A propos de l’organisation de l’Europe, j’ai insisté sur notre attachement à la neutralité et sur notre désir de rester en dehors de toute organisation politique et de n’adhérer à aucune alliance militaire14. J’ai confirmé en revanche notre volonté de continuer à collaborer sur le plan économique. M. Schuman connaît bien notre point de vue et il considère que nous représentons un élément positif dans la défense de l’Europe occidentale en raison de notre défense nationale et de notre résistance au communisme.
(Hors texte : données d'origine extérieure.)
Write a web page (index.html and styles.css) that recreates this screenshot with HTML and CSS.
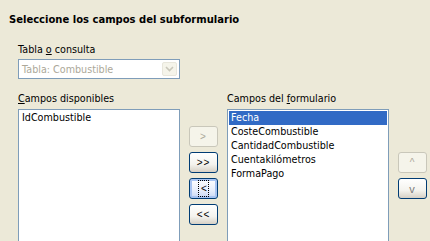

Il s’est déclaré d’accord avec une remarque que j’avais faite sur l’utilité d’Etats neutres en Europe et sur le danger qu’il y avait à donner à l’URSS le sentiment qu’un groupe compact d’Etats se constituait contre elle sous l’égide des Etats-Unis. M. Schuman m’a déclaré que nous ne serions pas invités à adhérer ni au Pacte de Bruxelles ni à celui de l’Atlantique, et que vraisemblablement nous ne serions pas invités à la réunion convoquée pour la création d’une Union européenne. J’avais attiré son attention sur l’intérêt qu’il y avait à ne pas nous obliger à donner une réponse négative.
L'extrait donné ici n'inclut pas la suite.